Inilah yang saya sebut anak-anak sebagai ilmu pengetahuan hidup yang bergerak. Ilmu pengetahuan yang tidak disampaikan dengan kata-kata dan tidak bisa dibaca hanya dengan mata. Tapi dapat dipahami dengan mengamati penuh keterbukaan kesadaran dan pengetahuan. Sehingga melalui sikap anak-anak kita akan mendapatkan banyak ilmu pengetahuan yang sangat penting.
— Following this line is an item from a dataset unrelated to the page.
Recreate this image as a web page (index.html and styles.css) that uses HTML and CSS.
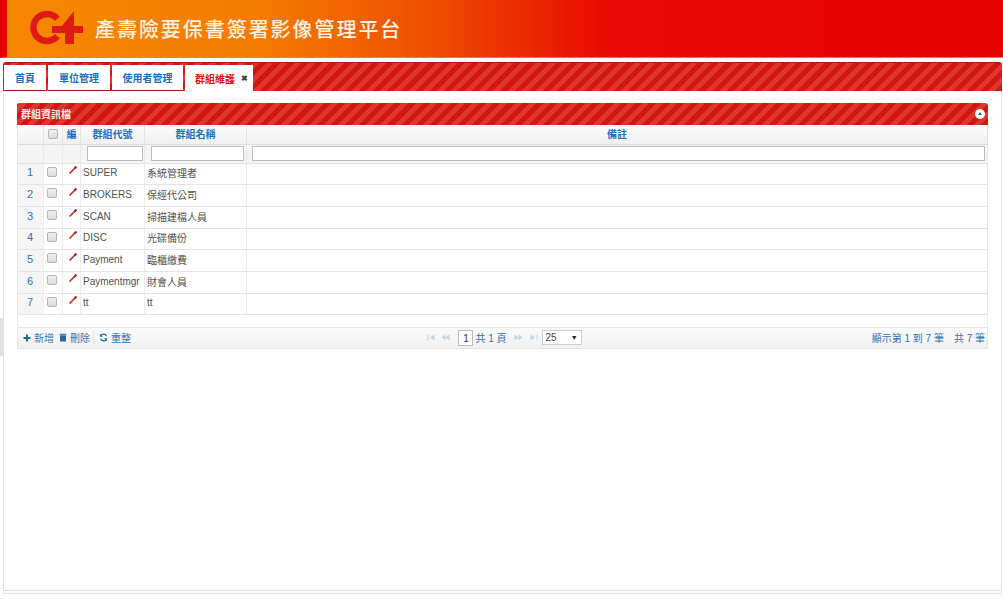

Lihat saja anak yang menangis. Jika kita sikapi dengan kemarahan, maka anak seakan sosok yang selalu mengusik ketenangan, merepotkan dan menyusahkan. Selalu tidak bisa ditebak maksud dan keinginannya. Jika sudah berpikir demikian, kita pun menjadi emosi tak terperi. Ingin lari dari tanggung jawab sebagai orang tua.
Jika itu terjadi, maka peran kita sebagai ilmuwan tidak akan bisa dijalankan dengan baik. Anak-anak bukan sekadar anak-anak yang kita lahirkan. Lebih dari itu, anak-anak adalah ilmu pengetahuan bergerak yang harus dipelajari dan dipahami.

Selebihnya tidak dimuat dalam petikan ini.